Hart Funerals general manager Gary Taylor said the funeral home embalmed Brugman in August, so if his family should pop up from anywhere they could spend some time with him.
Taylor said Brugman falls into a "grey area" of the legislation. He said the funeral home needed somebody, who was legally entitled to, to give them instructions on what to do next.
As the law stands, if a person dies without next of kin and without a will, someone can't simply step in to deal with the estate or the body.
An application must be made to the High Court, at a cost, for a public executor to be appointed.
The Funeral Directors Association of New Zealand has made a submission to the select committee on the Births, Deaths, Marriages and Relationships Registration Bill.

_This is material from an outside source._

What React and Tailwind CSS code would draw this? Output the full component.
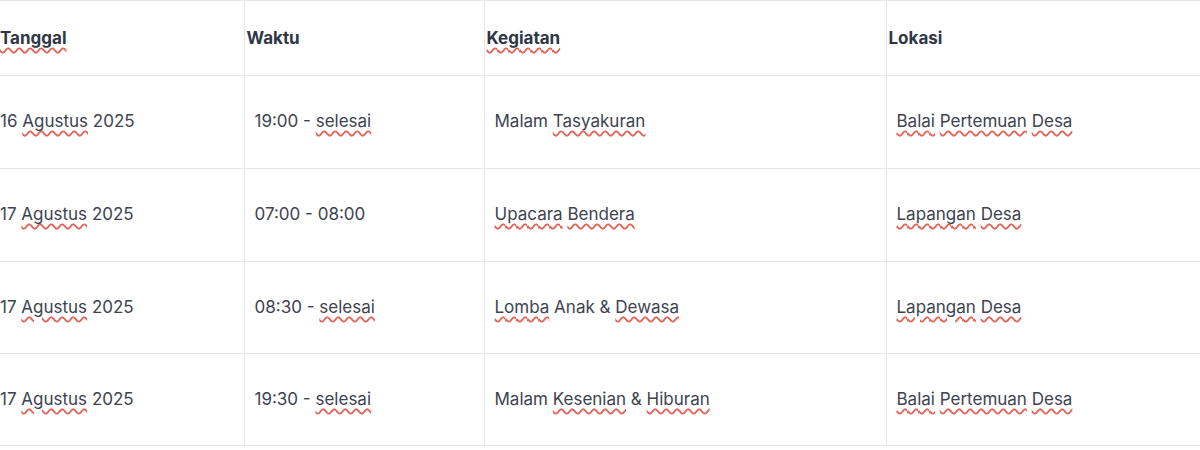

"On the death of a person, there needs to be a person or agency with the authority to dispose of the deceased. In the event this does not occur, who is responsible for this person?
"The High Court has the ability to appoint the Public Trust, but this must be applied for. The gap in legislation is around who applies to the High Court," the submission states.
Association president Stephen Dil said whenever next of kin can't be identified, it should default to a public trustee or agency to make the application to the High Court.
Taylor said this situation was not unusual but generally family popped up within weeks, not seven months. He thought it would become more common as families dispersed more.
He said the funeral home has accepted an offer from Perpetual Guardian, which upon hearing about Brugman, offered to apply to the High Court to execute Brugman's estate and put him to rest at its own cost.
The company has also added it's support to the Funeral Directors Association's bid to change the law.